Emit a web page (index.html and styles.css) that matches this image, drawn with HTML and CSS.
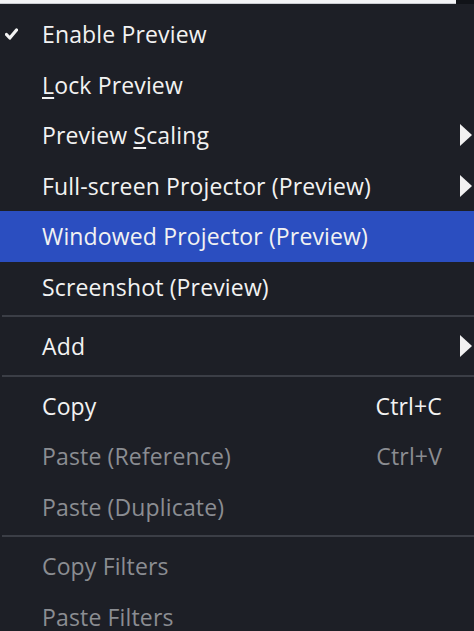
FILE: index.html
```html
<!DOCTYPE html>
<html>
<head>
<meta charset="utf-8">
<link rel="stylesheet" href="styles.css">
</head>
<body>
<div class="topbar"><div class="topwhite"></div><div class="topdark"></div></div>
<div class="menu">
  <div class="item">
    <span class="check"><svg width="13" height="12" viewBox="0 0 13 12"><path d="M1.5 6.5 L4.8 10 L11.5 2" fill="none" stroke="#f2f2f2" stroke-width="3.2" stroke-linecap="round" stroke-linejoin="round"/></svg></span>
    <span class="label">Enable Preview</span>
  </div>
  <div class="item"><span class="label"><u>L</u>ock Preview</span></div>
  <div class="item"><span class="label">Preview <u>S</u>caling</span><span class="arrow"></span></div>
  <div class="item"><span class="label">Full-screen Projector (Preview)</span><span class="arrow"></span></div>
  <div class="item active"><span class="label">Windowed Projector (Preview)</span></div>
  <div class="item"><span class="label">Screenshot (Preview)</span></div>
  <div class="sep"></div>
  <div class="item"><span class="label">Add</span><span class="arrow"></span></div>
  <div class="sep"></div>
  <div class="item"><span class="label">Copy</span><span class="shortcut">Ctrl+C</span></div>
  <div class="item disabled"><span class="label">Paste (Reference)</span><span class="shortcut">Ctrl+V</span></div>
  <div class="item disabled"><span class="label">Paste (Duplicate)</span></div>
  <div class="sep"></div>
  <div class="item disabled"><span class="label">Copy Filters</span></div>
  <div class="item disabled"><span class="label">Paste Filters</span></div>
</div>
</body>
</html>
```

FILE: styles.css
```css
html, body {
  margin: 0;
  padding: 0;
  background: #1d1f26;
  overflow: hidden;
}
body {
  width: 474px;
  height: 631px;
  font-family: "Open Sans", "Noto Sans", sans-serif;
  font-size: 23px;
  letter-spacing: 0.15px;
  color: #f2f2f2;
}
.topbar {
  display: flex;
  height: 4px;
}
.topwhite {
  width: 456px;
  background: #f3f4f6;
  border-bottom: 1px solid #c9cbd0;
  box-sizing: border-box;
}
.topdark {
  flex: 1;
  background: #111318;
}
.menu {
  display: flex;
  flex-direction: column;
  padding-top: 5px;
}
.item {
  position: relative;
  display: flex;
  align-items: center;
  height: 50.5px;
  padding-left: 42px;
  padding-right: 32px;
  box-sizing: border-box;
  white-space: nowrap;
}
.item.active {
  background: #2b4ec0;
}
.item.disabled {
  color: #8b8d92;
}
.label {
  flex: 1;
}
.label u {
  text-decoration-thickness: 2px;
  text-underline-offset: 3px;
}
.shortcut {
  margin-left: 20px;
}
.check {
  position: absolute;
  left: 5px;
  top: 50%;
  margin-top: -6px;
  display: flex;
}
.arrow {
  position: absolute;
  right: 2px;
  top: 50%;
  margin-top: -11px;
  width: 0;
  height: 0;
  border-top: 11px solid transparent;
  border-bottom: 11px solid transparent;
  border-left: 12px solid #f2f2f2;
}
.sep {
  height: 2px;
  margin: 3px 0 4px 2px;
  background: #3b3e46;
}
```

○ ○ ○

Set down the complete material exactly, but do not include the images.

Emit a web page (index.html and styles.css) that matches this image, drawn with HTML and CSS.
FILE: index.html
```html
<!DOCTYPE html>
<html>
<head>
<meta charset="utf-8">
<link rel="stylesheet" href="styles.css">
</head>
<body>
<div class="topbar"><div class="topwhite"></div><div class="topdark"></div></div>
<div class="menu">
  <div class="item">
    <span class="check"><svg width="13" height="12" viewBox="0 0 13 12"><path d="M1.5 6.5 L4.8 10 L11.5 2" fill="none" stroke="#f2f2f2" stroke-width="3.2" stroke-linecap="round" stroke-linejoin="round"/></svg></span>
    <span class="label">Enable Preview</span>
  </div>
  <div class="item"><span class="label"><u>L</u>ock Preview</span></div>
  <div class="item"><span class="label">Preview <u>S</u>caling</span><span class="arrow"></span></div>
  <div class="item"><span class="label">Full-screen Projector (Preview)</span><span class="arrow"></span></div>
  <div class="item active"><span class="label">Windowed Projector (Preview)</span></div>
  <div class="item"><span class="label">Screenshot (Preview)</span></div>
  <div class="sep"></div>
  <div class="item"><span class="label">Add</span><span class="arrow"></span></div>
  <div class="sep"></div>
  <div class="item"><span class="label">Copy</span><span class="shortcut">Ctrl+C</span></div>
  <div class="item disabled"><span class="label">Paste (Reference)</span><span class="shortcut">Ctrl+V</span></div>
  <div class="item disabled"><span class="label">Paste (Duplicate)</span></div>
  <div class="sep"></div>
  <div class="item disabled"><span class="label">Copy Filters</span></div>
  <div class="item disabled"><span class="label">Paste Filters</span></div>
</div>
</body>
</html>
```

FILE: styles.css
```css
html, body {
  margin: 0;
  padding: 0;
  background: #1d1f26;
  overflow: hidden;
}
body {
  width: 474px;
  height: 631px;
  font-family: "Open Sans", "Noto Sans", sans-serif;
  font-size: 23px;
  letter-spacing: 0.15px;
  color: #f2f2f2;
}
.topbar {
  display: flex;
  height: 4px;
}
.topwhite {
  width: 456px;
  background: #f3f4f6;
  border-bottom: 1px solid #c9cbd0;
  box-sizing: border-box;
}
.topdark {
  flex: 1;
  background: #111318;
}
.menu {
  display: flex;
  flex-direction: column;
  padding-top: 5px;
}
.item {
  position: relative;
  display: flex;
  align-items: center;
  height: 50.5px;
  padding-left: 42px;
  padding-right: 32px;
  box-sizing: border-box;
  white-space: nowrap;
}
.item.active {
  background: #2b4ec0;
}
.item.disabled {
  color: #8b8d92;
}
.label {
  flex: 1;
}
.label u {
  text-decoration-thickness: 2px;
  text-underline-offset: 3px;
}
.shortcut {
  margin-left: 20px;
}
.check {
  position: absolute;
  left: 5px;
  top: 50%;
  margin-top: -6px;
  display: flex;
}
.arrow {
  position: absolute;
  right: 2px;
  top: 50%;
  margin-top: -11px;
  width: 0;
  height: 0;
  border-top: 11px solid transparent;
  border-bottom: 11px solid transparent;
  border-left: 12px solid #f2f2f2;
}
.sep {
  height: 2px;
  margin: 3px 0 4px 2px;
  background: #3b3e46;
}
```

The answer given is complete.